• **Data to use**:
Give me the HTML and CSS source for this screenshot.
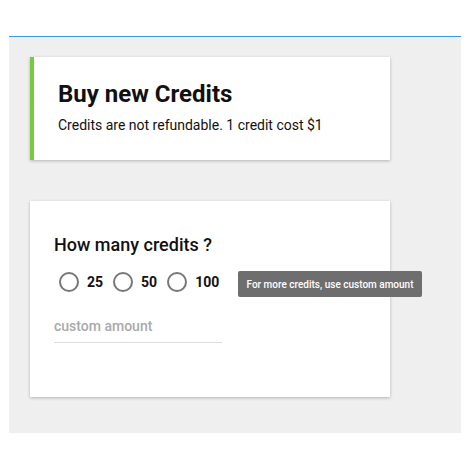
FILE: index.html
```html
<!DOCTYPE html>
<html>
<head>
<meta charset="utf-8">
<link rel="stylesheet" href="styles.css">
</head>
<body>
<div class="page">
  <div class="panel">
    <div class="card card-header">
      <h1 class="title">Buy new Credits</h1>
      <p class="subtitle">Credits are not refundable. 1 credit cost $1</p>
    </div>
    <div class="card card-form">
      <h2 class="question">How many credits ?</h2>
      <div class="radios">
        <label class="radio"><span class="circle"></span><span class="rlabel">25</span></label>
        <label class="radio"><span class="circle"></span><span class="rlabel">50</span></label>
        <label class="radio"><span class="circle"></span><span class="rlabel">100</span></label>
      </div>
      <div class="field"><span class="placeholder">custom amount</span></div>
      <div class="tooltip">For more credits, use custom amount</div>
    </div>
  </div>
</div>
</body>
</html>
```
FILE: styles.css
```css
html, body { margin: 0; padding: 0; background: #fff; }
body { font-family: Roboto, "Liberation Sans", sans-serif; color: #111; }
.page { padding: 36px 9px 0 9px; }
.panel {
  border-top: 1px solid #3b9be0;
  background: #efefef;
  height: 376px;
  padding: 20px 0 0 21px;
}
.card {
  width: 360px;
  background: #fff;
  box-shadow: 0 1px 3px rgba(0,0,0,0.25);
  box-sizing: border-box;
  position: relative;
}
.card-header {
  height: 103px;
  border-left: 4px solid #78c93f;
  padding: 23px 0 0 24px;
}
.title { margin: 0; font-size: 24px; font-weight: 700; line-height: 28px; color: #111; }
.subtitle { margin: 8px 0 0; font-size: 14px; line-height: 18px; color: #111; }
.card-form {
  margin-top: 41px;
  height: 196px;
  padding: 33px 0 0 24px;
}
.question { margin: 0; font-size: 18px; font-weight: 500; line-height: 22px; color: #111; }
.radios { display: flex; align-items: center; margin-top: 16px; padding-left: 5px; }
.radio { display: flex; align-items: center; margin-right: 10px; }
.circle {
  width: 16px; height: 16px; border: 2px solid #777; border-radius: 50%;
  display: inline-block;
}
.rlabel { font-size: 14px; font-weight: 700; margin-left: 8px; color: #111; }
.field {
  margin-top: 26px;
  width: 168px;
  border-bottom: 1px solid #ddd;
  padding-bottom: 8px;
}
.placeholder { font-size: 14px; font-weight: 500; color: #aaa; line-height: 16px; display: block; }
.tooltip {
  position: absolute;
  left: 208px; top: 70px;
  width: 184px; height: 26px;
  background: #6e6e6e;
  border-radius: 2px;
  color: #fff;
  font-size: 10px; font-weight: 500;
  display: flex; align-items: center; justify-content: center;
  box-sizing: border-box;
}
```
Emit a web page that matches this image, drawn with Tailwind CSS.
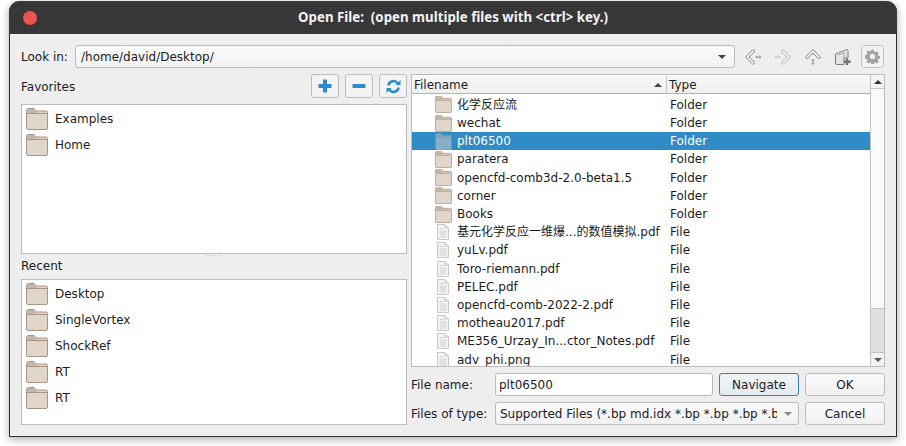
<!DOCTYPE html>
<html lang="zh-CN">
<head>
    <meta charset="UTF-8">
    <title>Open File</title>
    <script src="https://cdn.jsdelivr.net/npm/@tailwindcss/browser@4"></script>
</head>
<body class="bg-white w-[906px] h-[446px] overflow-hidden font-['DejaVu_Sans','Noto_Sans_CJK_SC',sans-serif] text-[12px] text-[#1c1c1c]">

<svg class="hidden">
    <symbol id="folder" viewBox="0 0 22 22">
        <path d="M0.5 4.5V2.5Q0.5 0.5 2.5 0.5H8L10.5 3H20Q21.5 3 21.5 4.5V20Q21.5 21.5 20 21.5H2Q0.5 21.5 0.5 20Z" fill="#dfd5ca" stroke="#a89482"/>
        <path d="M1 5V2.5Q1 1 2.5 1H8L10.5 3.5L11 5Z" fill="#c7b6a6"/>
        <path d="M1 5.5H21" stroke="#a89482" fill="none"/>
    </symbol>
    <symbol id="file" viewBox="0 0 12 16">
        <path d="M.5 .5H8L11.5 4V15.5H.5Z" fill="#f5f5f5" stroke="#c9c9c9"/>
        <path d="M8 .5V4H11.5" fill="#e2e2e2" stroke="#c9c9c9"/>
        <path d="M2.5 4.5H6.5M2.5 7H9.5M2.5 9H9.5M2.5 11H9.5M2.5 13H9.5" stroke="#cfcfcf" fill="none"/>
    </symbol>
</svg>

<!-- dialog window -->
<div class="ml-[9px] mt-px w-[888px] h-[436px] flex flex-col rounded-t-[11px] bg-[#eeeeee] border-x border-b border-[#2e2e2e] shadow-[0_2px_9px_rgba(0,0,0,0.35)]">
    <div class="h-[33px] shrink-0 -mx-px flex items-center justify-center relative rounded-t-[11px] bg-[#373737] text-[#f2f2f2] font-['Noto_Sans',sans-serif] font-bold text-[13.3px]">
        <span class="absolute left-[14px] top-[10px] w-[14px] h-[14px] rounded-full bg-[#ee5350]"></span>
        <span class="whitespace-pre">Open File:  (open multiple files with &lt;ctrl&gt; key.)</span>
    </div>

    <div class="flex-1 flex flex-col px-[11px]">
        <!-- look in row -->
        <div class="flex items-center h-[23px] mt-[11px] shrink-0">
            <span class="w-[54px]">Look in:</span>
            <div class="w-[660px] h-[23px] flex items-center justify-between pl-[5px] pr-[8px] rounded-[3px] border border-[#bcbcbc] bg-gradient-to-b from-[#fbfbfb] to-[#f2f2f2]">
                <span>/home/david/Desktop/</span>
                <span class="w-0 h-0 border-x-[4px] border-x-transparent border-t-[4px] border-t-[#444444]"></span>
            </div>
            <div class="flex items-center ml-[10px] gap-[14px]">
                <svg class="w-[16px] h-[16px]" viewBox="0 0 16 16" fill="none"><path d="M8 .5L.7 8L8 15.5L10 13.7L4 8L10 2.3Z" fill="#fafafa" stroke="#7f7f7f"/><circle cx="12" cy="8" r=".9" stroke="#8f8f8f"/><circle cx="14.8" cy="8" r=".9" stroke="#8f8f8f"/></svg>
                <svg class="w-[16px] h-[16px]" viewBox="0 0 16 16" fill="none"><path d="M8 .5L15.3 8L8 15.5L6 13.7L12 8L6 2.3Z" fill="#f6f6f6" stroke="#b4b4b4"/><circle cx="4" cy="8" r=".9" stroke="#c2c2c2"/><circle cx="1.2" cy="8" r=".9" stroke="#c2c2c2"/></svg>
                <svg class="w-[16px] h-[16px]" viewBox="0 0 16 16" fill="none"><path d="M.5 8L8 .7L15.5 8L13.7 10L8 4L2.3 10Z" fill="#fafafa" stroke="#7f7f7f"/><circle cx="8" cy="11.5" r=".9" stroke="#8f8f8f"/><circle cx="8" cy="14.5" r=".9" stroke="#8f8f8f"/></svg>
                <svg class="w-[16px] h-[16px]" viewBox="0 0 16 16" fill="none"><path d="M.5 5L11.5 .5Q13 .2 13 2V9H9V15.5H2Q.5 15.5 .5 14Z" fill="#e4e4e4" stroke="#808080"/><path d="M3 6L9 3.5V9" stroke="#a8a8a8"/><path d="M12 9.5V16M8.8 12.7H15.8" stroke="#747474" stroke-width="2.4"/></svg>
                <div class="w-[23px] h-[23px] -ml-[4px] flex items-center justify-center rounded-[3px] border border-[#c4c4c4] bg-[#f2f2f2]">
                    <svg class="w-[15px] h-[15px]" viewBox="0 0 16 16"><path fill="#a2a2a2" fill-rule="evenodd" d="M6.6.8h2.8l.4 2 1.3.6 1.8-1.1 2 2-1.1 1.8.6 1.3 2 .4v2.8l-2 .4-.6 1.3 1.1 1.8-2 2-1.8-1.1-1.3.6-.4 2H6.6l-.4-2-1.3-.6-1.8 1.1-2-2 1.1-1.8-.6-1.3-2-.4V7l2-.4.6-1.3-1.1-1.8 2-2 1.8 1.1 1.3-.6ZM8 5.2a3 3 0 1 0 0 6 3 3 0 0 0 0-6Z" transform="translate(.4 .1) scale(.95)"/></svg>
                </div>
            </div>
        </div>

        <!-- main area -->
        <div class="flex mt-[6px] h-[351px] shrink-0">
            <div class="w-[386px] flex flex-col shrink-0">
                <div class="flex items-center justify-between h-[24px] shrink-0">
                    <span class="pt-[2px]">Favorites</span>
                    <div class="flex gap-[6px]">
                        <div class="w-[28px] h-[24px] flex items-center justify-center rounded-[3px] border border-[#bdbdbd] bg-[#f3f3f3]">
                            <svg class="w-[14px] h-[14px]" viewBox="0 0 14 14"><path d="M7 0.5V13.5M0.5 7H13.5" stroke="#2f8ccb" stroke-width="4"/></svg>
                        </div>
                        <div class="w-[28px] h-[24px] flex items-center justify-center rounded-[3px] border border-[#bdbdbd] bg-[#f3f3f3]">
                            <svg class="w-[14px] h-[14px]" viewBox="0 0 14 14"><path d="M0.5 7H13.5" stroke="#2f8ccb" stroke-width="4"/></svg>
                        </div>
                        <div class="w-[28px] h-[24px] flex items-center justify-center rounded-[3px] border border-[#bdbdbd] bg-[#f3f3f3]">
                            <svg class="w-[15px] h-[15px]" viewBox="0 0 16 16" fill="none"><path d="M2.5 7A5.6 5.6 0 0 1 12.5 4.5" stroke="#2f8ccb" stroke-width="2.6"/><path d="M10 6.5H15.5V1Z" fill="#2f8ccb"/><path d="M13.5 9A5.6 5.6 0 0 1 3.5 11.5" stroke="#2f8ccb" stroke-width="2.6"/><path d="M6 9.5H.5V15Z" fill="#2f8ccb"/></svg>
                        </div>
                    </div>
                </div>
                <div class="mt-[6px] h-[150px] shrink-0 border border-[#bcbcbc] bg-white pl-[4px] pt-px">
                    <div class="flex items-center h-[26px] gap-[7px]"><svg class="w-[22px] h-[22px]"><use href="#folder"/></svg>Examples</div>
                    <div class="flex items-center h-[26px] gap-[7px]"><svg class="w-[22px] h-[22px]"><use href="#folder"/></svg>Home</div>
                </div>
                <div class="h-[3px] mt-px flex justify-center gap-[2px] shrink-0">
                    <span class="w-px h-px bg-[#bbbbbb]"></span><span class="w-px h-px bg-[#bbbbbb]"></span><span class="w-px h-px bg-[#bbbbbb]"></span><span class="w-px h-px bg-[#bbbbbb]"></span><span class="w-px h-px bg-[#bbbbbb]"></span><span class="w-px h-px bg-[#bbbbbb]"></span>
                </div>
                <div class="h-[21px] pb-[5px] flex items-center shrink-0">Recent</div>
                <div class="h-[146px] shrink-0 border border-[#bcbcbc] bg-white pl-[4px] pt-px">
                    <div class="flex items-center h-[26px] gap-[7px]"><svg class="w-[22px] h-[22px]"><use href="#folder"/></svg>Desktop</div>
                    <div class="flex items-center h-[26px] gap-[7px]"><svg class="w-[22px] h-[22px]"><use href="#folder"/></svg>SingleVortex</div>
                    <div class="flex items-center h-[26px] gap-[7px]"><svg class="w-[22px] h-[22px]"><use href="#folder"/></svg>ShockRef</div>
                    <div class="flex items-center h-[26px] gap-[7px]"><svg class="w-[22px] h-[22px]"><use href="#folder"/></svg>RT</div>
                    <div class="flex items-center h-[26px] gap-[7px]"><svg class="w-[22px] h-[22px]"><use href="#folder"/></svg>RT</div>
                </div>
            </div>

            <div class="ml-[4px] w-[474px] flex flex-col">
                <!-- file table -->
                <div class="h-[293px] shrink-0 flex border border-[#bcbcbc] bg-white overflow-hidden">
                    <div class="flex-1 min-w-0">
                        <div class="flex h-[19px] pt-px border-b border-[#b4b4b4] bg-gradient-to-b from-[#fafafa] to-[#efefef]">
                            <div class="w-[255px] flex items-center justify-between pl-[2px] pr-[4px] border-r border-[#c4c4c4]">
                                <span>Filename</span>
                                <span class="w-0 h-0 border-x-[4px] border-x-transparent border-b-[4px] border-b-[#444444]"></span>
                            </div>
                            <div class="flex-1 flex items-center pl-[2px]">Type</div>
                        </div>
                        <div class="h-[272px] pt-[1.3px] overflow-hidden">
                            <div class="flex items-center h-[18.2px] pt-px"><svg class="ml-[23px] w-[17px] h-[17px]"><use href="#folder"/></svg><span class="ml-[5px] w-[213px]">化学反应流</span>Folder</div>
                            <div class="flex items-center h-[18.2px] pt-px"><svg class="ml-[23px] w-[17px] h-[17px]"><use href="#folder"/></svg><span class="ml-[5px] w-[213px]">wechat</span>Folder</div>
                            <div class="flex items-center h-[18.2px] pt-px bg-[#308cc6] text-white relative"><svg class="ml-[23px] w-[17px] h-[17px]"><use href="#folder"/></svg><span class="absolute left-[23px] w-[17px] h-[17px] top-0 bg-[#308cc6]/50"></span><span class="ml-[5px] w-[213px]">plt06500</span>Folder</div>
                            <div class="flex items-center h-[18.2px] pt-px"><svg class="ml-[23px] w-[17px] h-[17px]"><use href="#folder"/></svg><span class="ml-[5px] w-[213px]">paratera</span>Folder</div>
                            <div class="flex items-center h-[18.2px] pt-px"><svg class="ml-[23px] w-[17px] h-[17px]"><use href="#folder"/></svg><span class="ml-[5px] w-[213px]">opencfd-comb3d-2.0-beta1.5</span>Folder</div>
                            <div class="flex items-center h-[18.2px] pt-px"><svg class="ml-[23px] w-[17px] h-[17px]"><use href="#folder"/></svg><span class="ml-[5px] w-[213px]">corner</span>Folder</div>
                            <div class="flex items-center h-[18.2px] pt-px"><svg class="ml-[23px] w-[17px] h-[17px]"><use href="#folder"/></svg><span class="ml-[5px] w-[213px]">Books</span>Folder</div>
                            <div class="flex items-center h-[18.2px] pt-px"><svg class="ml-[25px] w-[12px] h-[16px]"><use href="#file"/></svg><span class="ml-[8px] w-[213px] whitespace-nowrap">基元化学反应一维爆...的数值模拟.pdf</span>File</div>
                            <div class="flex items-center h-[18.2px] pt-px"><svg class="ml-[25px] w-[12px] h-[16px]"><use href="#file"/></svg><span class="ml-[8px] w-[213px]">yuLv.pdf</span>File</div>
                            <div class="flex items-center h-[18.2px] pt-px"><svg class="ml-[25px] w-[12px] h-[16px]"><use href="#file"/></svg><span class="ml-[8px] w-[213px]">Toro-riemann.pdf</span>File</div>
                            <div class="flex items-center h-[18.2px] pt-px"><svg class="ml-[25px] w-[12px] h-[16px]"><use href="#file"/></svg><span class="ml-[8px] w-[213px]">PELEC.pdf</span>File</div>
                            <div class="flex items-center h-[18.2px] pt-px"><svg class="ml-[25px] w-[12px] h-[16px]"><use href="#file"/></svg><span class="ml-[8px] w-[213px]">opencfd-comb-2022-2.pdf</span>File</div>
                            <div class="flex items-center h-[18.2px] pt-px"><svg class="ml-[25px] w-[12px] h-[16px]"><use href="#file"/></svg><span class="ml-[8px] w-[213px]">motheau2017.pdf</span>File</div>
                            <div class="flex items-center h-[18.2px] pt-px"><svg class="ml-[25px] w-[12px] h-[16px]"><use href="#file"/></svg><span class="ml-[8px] w-[213px]">ME356_Urzay_In...ctor_Notes.pdf</span>File</div>
                            <div class="flex items-center h-[18.2px] pt-px"><svg class="ml-[25px] w-[12px] h-[16px]"><use href="#file"/></svg><span class="ml-[8px] w-[213px]">adv_phi.png</span>File</div>
                        </div>
                    </div>
                    <div class="w-[14px] shrink-0 flex flex-col border-l border-[#c4c4c4] bg-[#fafafa]">
                        <div class="h-[14px] flex items-center justify-center border-b border-[#c4c4c4] bg-[#f2f2f2]"><span class="w-0 h-0 border-x-[4px] border-x-transparent border-b-[4px] border-b-[#333333]"></span></div>
                        <div class="flex-1"></div>
                        <div class="h-[44px] bg-[#e0e0e0] border-t border-[#c4c4c4]"></div>
                        <div class="h-[14px] flex items-center justify-center border-t border-[#c4c4c4] bg-[#f2f2f2]"><span class="w-0 h-0 border-x-[4px] border-x-transparent border-t-[4px] border-t-[#555555]"></span></div>
                    </div>
                </div>

                <!-- name and type rows -->
                <div class="grid grid-cols-[78px_304px_80px] gap-[6px] mt-[6px]">
                    <span class="flex items-center h-[23px]">File name:</span>
                    <div class="flex gap-[6px]">
                        <div class="w-[218px] h-[23px] flex items-center pl-[3px] rounded-[3px] border border-[#bcbcbc] bg-white">plt06500</div>
                        <div class="flex-1 h-[23px] flex items-center justify-center rounded-[3px] border border-[#3c7fa8] bg-gradient-to-b from-[#f0f4f7] to-[#e4ebf0]">Navigate</div>
                    </div>
                    <div class="h-[23px] flex items-center justify-center rounded-[3px] border border-[#bcbcbc] bg-gradient-to-b from-[#fafafa] to-[#f1f1f1]">OK</div>
                    <span class="flex items-center h-[23px]">Files of type:</span>
                    <div class="h-[23px] flex items-center justify-between pl-[4px] pr-[6px] rounded-[3px] border border-[#bcbcbc] bg-gradient-to-b from-[#fafafa] to-[#f1f1f1]">
                        <span class="w-[277px] overflow-hidden whitespace-nowrap">Supported Files (*.bp md.idx *.bp *.bp *.bp *.bp)</span>
                        <span class="w-0 h-0 border-x-[4px] border-x-transparent border-t-[4px] border-t-[#888888]"></span>
                    </div>
                    <div class="h-[23px] flex items-center justify-center rounded-[3px] border border-[#bcbcbc] bg-gradient-to-b from-[#fafafa] to-[#f1f1f1]">Cancel</div>
                </div>
            </div>
        </div>
    </div>
</div>
</body>
</html>
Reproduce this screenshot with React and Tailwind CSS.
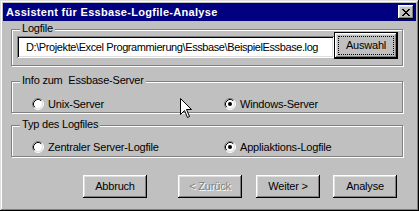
import React from "react";

function Radio({ checked }) {
  return (
    <svg width="12" height="12" viewBox="0 0 12 12" className="shrink-0">
      <circle cx="6" cy="6" r="5" fill="#fff" />
      <path d="M2.11 9.89 A5.5 5.5 0 0 1 9.89 2.11" fill="none" stroke="#808080" strokeWidth="1" />
      <path d="M9.89 2.11 A5.5 5.5 0 0 1 2.11 9.89" fill="none" stroke="#fff" strokeWidth="1" />
      <path d="M2.82 9.18 A4.5 4.5 0 0 1 9.18 2.82" fill="none" stroke="#000" strokeWidth="1" />
      <path d="M9.18 2.82 A4.5 4.5 0 0 1 2.82 9.18" fill="none" stroke="#dfdfdf" strokeWidth="1" />
      {checked && <circle cx="6" cy="6" r="2" fill="#000" />}
    </svg>
  );
}

function Group({ label, className, children }) {
  return (
    <div
      className={
        "relative w-[392px] border border-[#808080] shadow-[inset_1px_1px_#fff,1px_1px_#fff] " +
        className
      }
    >
      <span className="absolute left-[8px] top-[-8px] whitespace-pre bg-[#c0c0c0] px-[2px] leading-[13px]">
        {label}
      </span>
      {children}
    </div>
  );
}

function Button({ children, disabled }) {
  return (
    <button
      className={
        "flex h-[23px] w-[64px] items-center justify-center bg-[#c0c0c0] shadow-[inset_-1px_-1px_#000,inset_1px_1px_#fff,inset_-2px_-2px_#808080,inset_2px_2px_#dfdfdf] " +
        (disabled ? "text-[#808080] [text-shadow:1px_1px_0_#fff]" : "text-black")
      }
    >
      {children}
    </button>
  );
}

export default function App() {
  return (
    <div className="relative h-[211px] w-[419px] overflow-hidden bg-[#c0c0c0] font-['Liberation_Sans',Arial,sans-serif] text-[11px] tracking-[-0.2px] text-black">
      <div className="flex h-[211px] w-[419px] flex-col p-[3px] shadow-[inset_-1px_-1px_#000,inset_1px_1px_#dfdfdf,inset_-2px_-2px_#808080,inset_2px_2px_#fff]">
        {/* title bar */}
        <div className="flex h-[18px] items-center justify-between bg-[#000080] pl-[3px] pr-[2px]">
          <span className="text-[11px] font-bold tracking-[0.3px] text-white">Assistent für Essbase-Logfile-Analyse</span>
          <div className="flex h-[14px] w-[16px] items-center justify-center bg-[#c0c0c0] shadow-[inset_-1px_-1px_#000,inset_1px_1px_#fff,inset_-2px_-2px_#808080,inset_2px_2px_#dfdfdf]">
            <svg width="8" height="7" viewBox="0 0 8 7">
              <path d="M0 0h2v1h1v1h2v-1h1v-1h2v1h-1v1h-1v1h-1v1h1v1h1v1h1v1h-2v-1h-1v-1h-2v1h-1v1h-2v-1h1v-1h1v-1h1v-1h-1v-1h-1v-1h-1z" fill="#000" />
            </svg>
          </div>
        </div>

        <div className="flex flex-col pl-[8px]">
          <Group label="Logfile" className="mt-[8px] h-[37px]">
            <div className="flex items-start pl-[5px] pt-[2px]">
              <div className="mt-[4px] flex h-[22px] w-[317px] items-center overflow-hidden bg-white pl-[9px] shadow-[inset_1px_1px_#808080,inset_-1px_-1px_#fff,inset_2px_2px_#000,inset_-2px_-2px_#dfdfdf]">
                <span className="whitespace-nowrap tracking-[-0.4px]">D:\Projekte\Excel Programmierung\Essbase\BeispielEssbase.log</span>
              </div>
              <div className="h-[27px] w-[64px] border border-black">
                <div className="relative flex h-full w-full items-center justify-center shadow-[inset_-1px_-1px_#000,inset_1px_1px_#fff,inset_-2px_-2px_#808080,inset_2px_2px_#dfdfdf]">
                  <span className="absolute inset-[3px] border border-dotted border-black" />
                  <span className="leading-[13px]">Auswahl</span>
                </div>
              </div>
            </div>
          </Group>

          <Group label="Info zum  Essbase-Server" className="mt-[15px] h-[32px]">
            <div className="flex items-center pt-[14px]">
              <div className="ml-[20px] flex w-[192px] items-center gap-[4px]">
                <Radio />
                <span>Unix-Server</span>
              </div>
              <div className="flex items-center gap-[4px]">
                <Radio checked />
                <span>Windows-Server</span>
              </div>
            </div>
          </Group>

          <Group label="Typ des Logfiles" className="mt-[12px] h-[32px]">
            <div className="flex items-center pt-[13px]">
              <div className="ml-[20px] flex w-[192px] items-center gap-[4px]">
                <Radio />
                <span>Zentraler Server-Logfile</span>
              </div>
              <div className="flex items-center gap-[4px]">
                <Radio checked />
                <span>Appliaktions-Logfile</span>
              </div>
            </div>
          </Group>

          <div className="mt-[18px] flex">
            <div className="ml-[72px]">
              <Button>Abbruch</Button>
            </div>
            <div className="ml-[31px]">
              <Button disabled>&lt; Zurück</Button>
            </div>
            <div className="ml-[14px]">
              <Button>Weiter &gt;</Button>
            </div>
            <div className="ml-[13px]">
              <Button>Analyse</Button>
            </div>
          </div>
        </div>
      </div>

      {/* mouse cursor */}
      <svg width="13" height="21" viewBox="0 0 13 21" className="absolute left-[180px] top-[98px]">
        <path d="M0.5 0.5 L0.5 16.5 L4.5 12.5 L7.5 19.5 L9.5 18.5 L6.5 11.5 L11.5 11.5 Z" fill="#fff" stroke="#000" strokeWidth="1" />
      </svg>
    </div>
  );
}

• **Goal of the exercise**: Make a list of all lines in the data that contain "page".

• **Response for this exercise**:
<div class="page">
.page { padding: 36px 9px 0 9px; }
Emit a web page that matches this image, drawn with Tailwind CSS.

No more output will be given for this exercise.